If you ever get the chance, do yourself a favor and take a look at the descriptive copy written on the back cover of the DVD of Danny Boyle's kinetic 1996 masterpiece Trainspotting. What you'll find there is one of the most unintentionally hilarious misrepresentations of any product since snake-oil was peddled as a cure for, well, everything.
In fact, the supposed summarization of the movie couldn't be more full of shit if they claimed that Eddie Murphy co-starred as the voice of a wise-cracking donkey.
It reads as such:
"Trainspotting delivers a wild mix of rebellious action and wicked humor! It's the story of four friends as they try to make it in the world on their own terms... and who end up planning the ultimate scam!"
If you've seen the movie, you know that technically this description is accurate; it would hold up in court. But if you've seen the movie, you also know that it manages to omit one or two -- oh, I don't know -- important details. Nowhere in the copy are the words drugs, heroin, or addicts ever mentioned. What you get instead is a characterization of Trainspotting that's akin to calling Psycho, "The powerful story of one man's unending devotion to his mother."
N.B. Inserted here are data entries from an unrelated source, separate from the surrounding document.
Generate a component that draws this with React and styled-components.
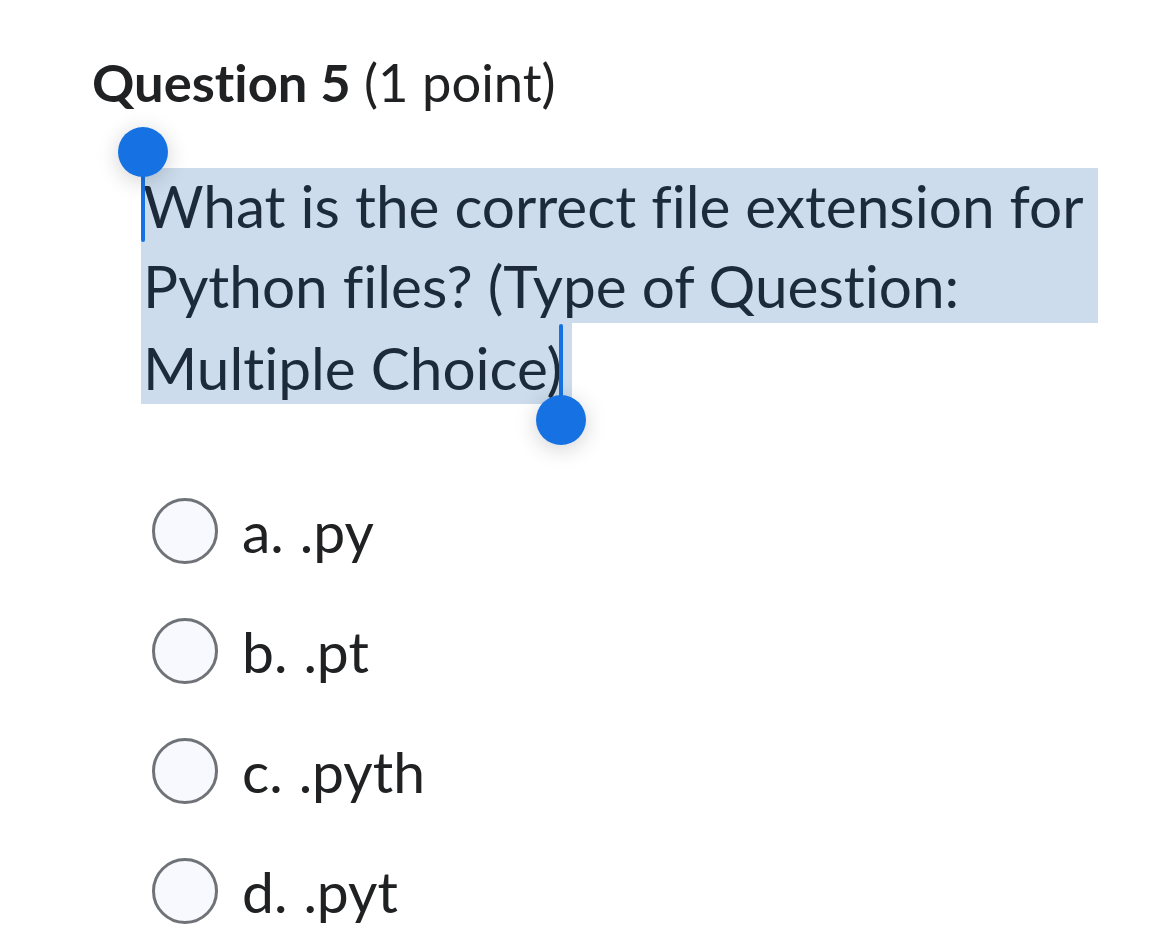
import React from "react";
import styled, { createGlobalStyle } from "styled-components";

const Global = createGlobalStyle`
  html, body { margin: 0; padding: 0; background: #ffffff; }
  body {
    font-family: Lato, "Noto Sans", sans-serif;
    -webkit-font-smoothing: antialiased;
    font-variant-ligatures: none;
    font-feature-settings: "liga" 0, "clig" 0;
  }
`;

const Page = styled.main`
  width: 1170px;
  height: 947px;
  overflow: hidden;
  padding: 51px 0 0 92px;
  box-sizing: border-box;
  display: flex;
  flex-direction: column;
`;

const Heading = styled.h2`
  margin: 0;
  font-size: 52.5px;
  line-height: 62px;
  font-weight: 400;
  color: #202122;
`;

const Strong = styled.span`
  font-weight: 700;
`;

const QuestionBody = styled.div`
  position: relative;
  margin: 55px 0 0 49px;
  width: 957px;
  font-size: 58.5px;
  color: #1c2a3a;
`;

const SelLine = styled.div`
  background: #ccdcec;
  display: ${(p) => (p.$last ? "inline-block" : "block")};
  vertical-align: top;
  padding-left: 2px;
  padding-right: ${(p) => (p.$last ? "10px" : "0")};
  height: ${(p) => p.$h}px;
  line-height: ${(p) => p.$lh}px;
  white-space: nowrap;
`;

const Handle = styled.div`
  position: absolute;
  width: 4px;
  background: #1672e3;
  border-radius: 2px;
`;

const Knob = styled.div`
  position: absolute;
  width: 50px;
  height: 50px;
  border-radius: 50%;
  background: #1672e3;
  box-shadow: 0 4px 22px rgba(0, 0, 0, 0.18);
`;

const Options = styled.div`
  display: flex;
  flex-direction: column;
  gap: 54px;
  margin: 94px 0 0 60px;
`;

const Option = styled.label`
  display: flex;
  align-items: center;
  gap: 24px;
  height: 66px;
  font-size: 57px;
  color: #202122;
`;

const Radio = styled.span`
  width: 66px;
  height: 66px;
  box-sizing: border-box;
  border-radius: 50%;
  border: 3px solid #6f7377;
  background: #f8f9fe;
  flex-shrink: 0;
`;

const Letter = styled.span`
  margin-right: 16px;
`;

const options = [
  ["a.", ".py"],
  ["b.", ".pt"],
  ["c.", ".pyth"],
  ["d.", ".pyt"],
];

export default function App() {
  return (
    <Page>
      <Global />
      <Heading>
        <Strong>Question 5</Strong> (1 point)
      </Heading>
      <QuestionBody>
        <SelLine $h={80} $lh={75}>What is the correct file extension for</SelLine>
        <SelLine $h={75} $lh={75}>Python files? (Type of Question:</SelLine>
        <SelLine $h={81} $lh={89} $last>Multiple Choice)</SelLine>
        <Handle style={{ left: 0, top: 2, height: 72 }} />
        <Knob style={{ left: -23, top: -41 }} />
        <Handle style={{ left: 418, top: 156, height: 80 }} />
        <Knob style={{ left: 395, top: 227 }} />
      </QuestionBody>
      <Options>
        {options.map(([l, t]) => (
          <Option key={l}>
            <Radio />
            <span>
              <Letter>{l}</Letter>
              {t}
            </span>
          </Option>
        ))}
      </Options>
    </Page>
  );
}
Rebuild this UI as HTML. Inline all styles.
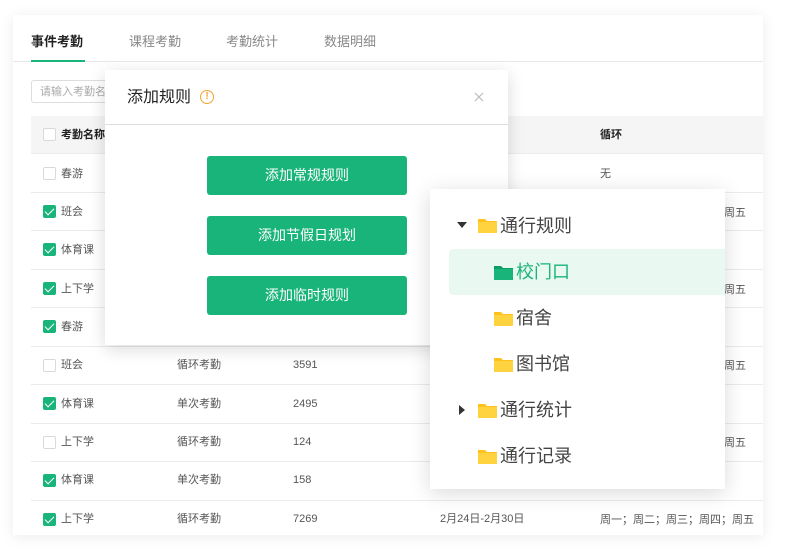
<!DOCTYPE html>
<html><head><meta charset="utf-8"><style>
*{margin:0;padding:0;box-sizing:border-box}
body{width:785px;height:555px;background:#fff;position:relative;overflow:hidden;font-family:"Liberation Sans","Noto Sans CJK SC",sans-serif;color:#333}
.card{position:absolute;left:13px;top:15px;width:750px;height:520px;background:#fff;box-shadow:0 2px 14px rgba(0,0,0,.08)}
.tab{position:absolute;top:34px;font-size:13px;line-height:16px;color:#888}
.abs{position:absolute}
.cb{position:absolute;left:43px;width:13px;height:13px;border:1px solid #d9d9d9;border-radius:2px;background:#fff}
.cb.on{background:#19b47a;border-color:#19b47a}
.cb.on:after{content:"";position:absolute;left:3px;top:0px;width:4px;height:8px;border:solid #fff;border-width:0 1.5px 1.5px 0;transform:rotate(45deg)}
.cell{position:absolute;font-size:11px;line-height:14px;color:#555;white-space:nowrap}
.row{position:absolute;left:31px;width:732px;border-top:1px solid #ebebeb}
.btn{position:absolute;left:207px;width:200px;height:39px;background:#19b47a;border-radius:3px;color:#fff;font-size:14px;text-align:center;line-height:39px}
.fold{position:absolute;width:19px;height:15px}
.ti{position:absolute;font-size:18px;color:#444;line-height:20px}
</style></head><body>
<div class="card"></div>
<div class="tab" style="left:31px;color:#222;font-weight:bold">事件考勤</div>
<div class="tab" style="left:129px">课程考勤</div>
<div class="tab" style="left:226px">考勤统计</div>
<div class="tab" style="left:324px">数据明细</div>
<div class="abs" style="left:13px;top:61px;width:750px;height:1px;background:#e8e8e8"></div>
<div class="abs" style="left:31px;top:60px;width:54px;height:2px;background:#19b47a"></div>
<div class="abs" style="left:31px;top:80px;width:90px;height:23px;border:1px solid #ddd;border-radius:3px;font-size:11px;line-height:14px;color:#aaa;padding:4px 8px;white-space:nowrap;overflow:hidden">请输入考勤名称</div>
<div class="abs" style="left:31px;top:116px;width:732px;height:37px;background:#f5f5f5"></div>
<div class="cb" style="top:128px"></div>
<div class="cell" style="left:61px;top:128px;color:#222;font-weight:bold">考勤名称</div>
<div class="cell" style="left:600px;top:128px;color:#222;font-weight:bold">循环</div>

<div class="row" style="top:153px"></div><div class="cb" style="top:167px"></div><div class="cell" style="left:61px;top:167px">春游</div><div class="cell" style="left:600px;top:167px">无</div>
<div class="row" style="top:192px"></div><div class="cb on" style="top:205px"></div><div class="cell" style="left:61px;top:205px">班会</div><div class="cell" style="left:724px;top:206px">周五</div>
<div class="row" style="top:230px"></div><div class="cb on" style="top:243px"></div><div class="cell" style="left:61px;top:243px">体育课</div>
<div class="row" style="top:269px"></div><div class="cb on" style="top:282px"></div><div class="cell" style="left:61px;top:282px">上下学</div><div class="cell" style="left:724px;top:283px">周五</div>
<div class="row" style="top:307px"></div><div class="cb on" style="top:320px"></div><div class="cell" style="left:61px;top:320px">春游</div>
<div class="row" style="top:346px"></div><div class="cb" style="top:359px"></div><div class="cell" style="left:61px;top:358px">班会</div><div class="cell" style="left:177px;top:358px">循环考勤</div><div class="cell" style="left:293px;top:358px">3591</div><div class="cell" style="left:724px;top:359px">周五</div>
<div class="row" style="top:384px"></div><div class="cb on" style="top:397px"></div><div class="cell" style="left:61px;top:397px">体育课</div><div class="cell" style="left:177px;top:397px">单次考勤</div><div class="cell" style="left:293px;top:397px">2495</div>
<div class="row" style="top:423px"></div><div class="cb" style="top:436px"></div><div class="cell" style="left:61px;top:435px">上下学</div><div class="cell" style="left:177px;top:435px">循环考勤</div><div class="cell" style="left:293px;top:435px">124</div><div class="cell" style="left:724px;top:436px">周五</div>
<div class="row" style="top:461px"></div><div class="cb on" style="top:474px"></div><div class="cell" style="left:61px;top:473px">体育课</div><div class="cell" style="left:177px;top:473px">单次考勤</div><div class="cell" style="left:293px;top:473px">158</div>
<div class="row" style="top:500px"></div><div class="cb on" style="top:513px"></div><div class="cell" style="left:61px;top:512px">上下学</div><div class="cell" style="left:177px;top:512px">循环考勤</div><div class="cell" style="left:293px;top:512px">7269</div><div class="cell" style="left:440px;top:512px">2月24日-2月30日</div><div class="cell" style="left:600px;top:513px">周一；周二；周三；周四；周五</div>

<div class="abs" style="left:105px;top:70px;width:403px;height:275px;background:#fff;box-shadow:0 4px 16px rgba(0,0,0,.15)"></div>
<div class="abs" style="left:127px;top:88px;font-size:16px;line-height:20px;color:#222">添加规则</div>
<div class="abs" style="left:200px;top:90px;width:14px;height:14px;border:1.5px solid #f0a532;border-radius:50%;color:#f0a532;font-size:10px;text-align:center;line-height:11px;font-weight:bold">!</div>
<svg class="abs" style="left:474px;top:92px" width="10" height="10" viewBox="0 0 10 10"><path d="M1 1L9 9M9 1L1 9" stroke="#bbb" stroke-width="1.2"/></svg>
<div class="abs" style="left:105px;top:124px;width:403px;height:1px;background:#ddd"></div>
<div class="btn" style="top:156px">添加常规规则</div>
<div class="btn" style="top:216px">添加节假日规划</div>
<div class="btn" style="top:276px">添加临时规则</div>

<div class="abs" style="left:430px;top:189px;width:295px;height:300px;background:#fff;box-shadow:0 4px 20px rgba(0,0,0,.15)"></div>
<div class="abs" style="left:449px;top:249px;width:276px;height:46px;background:#eaf8f2;border-radius:4px 0 0 4px"></div>
<div class="abs" style="left:457px;top:222px;width:0;height:0;border-left:5px solid transparent;border-right:5px solid transparent;border-top:6px solid #333"></div>
<div class="abs" style="left:459px;top:405px;width:0;height:0;border-top:5px solid transparent;border-bottom:5px solid transparent;border-left:6px solid #333"></div>
<svg class="fold" style="left:478px;top:218px" viewBox="0 0 19 15"><path d="M0 1h7l2 2h10v12H0z" fill="#ffc21c"/><rect y="4" width="19" height="11" fill="#ffd23f"/></svg><div class="ti" style="left:500px;top:216px">通行规则</div>
<svg class="fold" style="left:494px;top:265px" viewBox="0 0 19 15"><path d="M0 1h7l2 2h10v12H0z" fill="#0a9e66"/><rect y="4" width="19" height="11" fill="#19b47a"/></svg><div class="ti" style="left:516px;top:262px;color:#19b47a">校门口</div>
<svg class="fold" style="left:494px;top:311px" viewBox="0 0 19 15"><path d="M0 1h7l2 2h10v12H0z" fill="#ffc21c"/><rect y="4" width="19" height="11" fill="#ffd23f"/></svg><div class="ti" style="left:516px;top:308px">宿舍</div>
<svg class="fold" style="left:494px;top:357px" viewBox="0 0 19 15"><path d="M0 1h7l2 2h10v12H0z" fill="#ffc21c"/><rect y="4" width="19" height="11" fill="#ffd23f"/></svg><div class="ti" style="left:516px;top:354px">图书馆</div>
<svg class="fold" style="left:478px;top:403px" viewBox="0 0 19 15"><path d="M0 1h7l2 2h10v12H0z" fill="#ffc21c"/><rect y="4" width="19" height="11" fill="#ffd23f"/></svg><div class="ti" style="left:500px;top:400px">通行统计</div>
<svg class="fold" style="left:478px;top:449px" viewBox="0 0 19 15"><path d="M0 1h7l2 2h10v12H0z" fill="#ffc21c"/><rect y="4" width="19" height="11" fill="#ffd23f"/></svg><div class="ti" style="left:500px;top:446px">通行记录</div>
</body></html>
Thankfully, despite Hollywood's unwillingness to confront some of the darker themes of the movie head-on, Trainspotting did find its target audience in the states and Danny Boyle was permitted to continue making movies -- of which all not starring Leonardo DiCaprio were very good.
In 2002, if you'll pardon the pun, Boyle breathed new life into the zombie-horror genre with 28 Days Later, a relentlessly visceral nightmare set in London and shot on grainy, digital video. It was the kind of movie that not only would a big Hollywood studio have been unwilling to make -- it wouldn't even have known how.
It was also a huge hit.
So, you can imagine the pit that formed in my stomach when I learned that Boyle would be relinquishing the director's chair for the sequel, 28 Weeks Later, and that the plot would involve American military forces attempting to re-take London, with disastrous consequences. A premise such as this has worked only once in the history of filmmaking, and somehow I doubted another Aliens was in the cards. More likely, I figured, was that audiences would be assured a "bigger," "badder," "faster," and of course infinitely fucking "dumber" version of the original. Maybe they'd bring Brett Ratner onboard and cast Will Smith. Quite frankly, I assumed that Hollywood would grab a cash cow by the teats and attempt to milk it for all it was worth.
Then I heard what Danny Boyle -- who's apparently staying on as Executive Producer -- has in mind, and I realized that he just might be about to make one of the most politically subversive movies of the last decade.
The key here is context.
At any other time in recent memory, the notion of the United States riding in like the cavalry to save the day wouldn't simply be acceptable, it would be generally perceived as at least something of a blessing. Hollywood has typically reflected that sentiment on the big screen. Given the events of the past few years however, America's ability to project an image of strength to the outside world -- as well as the benevolent use of that strength -- has been damaged to the point of almost becoming a punchline. It's not much of a stretch to imagine that a maverick British filmmaker would be willing to turn a conventional plot device on its ass and use it to make the point that what was once American confidence is now American arrogance -- that the U.S. belief that it can come in and solve another country's disaster through military intervention is worthy of subtle and not-so-subtle mockery.
If the writer of 28 Days Later -- Alex Garland -- were to also be at the pen this time around, I would've thought the scenario I just described to be entirely possible. As it turns out, the person actually writing 28 Weeks Later might make it all but certain.
His name is Rowan Joffe, and his last screenplay was for a 2001 movie imaginatively titled Gas Attack. The plot centered around Middle-Easterners seeking asylum in London and the racism they encounter from right-wing authorities. In other words: if you think he's going to write a script where the country that's behind Extreme Makeover: Middle-East Edition is the good guy, I've got the location of some weapons of mass destruction for you.
What's especially ironic about this is that art doesn't need to imitate life right now, particularly not insofar as the British are concerned. British filmmakers don't need to make America look foolish because British intelligence services do it for them. Last week's bust of an alleged terror cell in London bent on taking down airliners over the Atlantic was a public relations bonanza for the Brits -- and one that U.S. officials apparently wanted in on so badly that they convinced their counterparts in the U.K. to allow them to have a say in the timing of the arrests. Not surprising given that Alberto Gonzales and company's last big public victory lap in the war on terror involved the arrest of seven Haitians in Miami who had apparently once used the word al-Qaeda in mixed company.
The most unfortunate caveat to the possibility that 28 Weeks Later will be an allegory for the impotence of U.S. military might is the forethought involved; the movie won't be released until next summer. That means that someone believes that its perfectly safe to assume that neither our fortunes in Iraq, nor our image around the globe, will improve much over the next year.
You know something, I take back what I originally said; I can think of something that was misrepresented far worse than a simple DVD movie.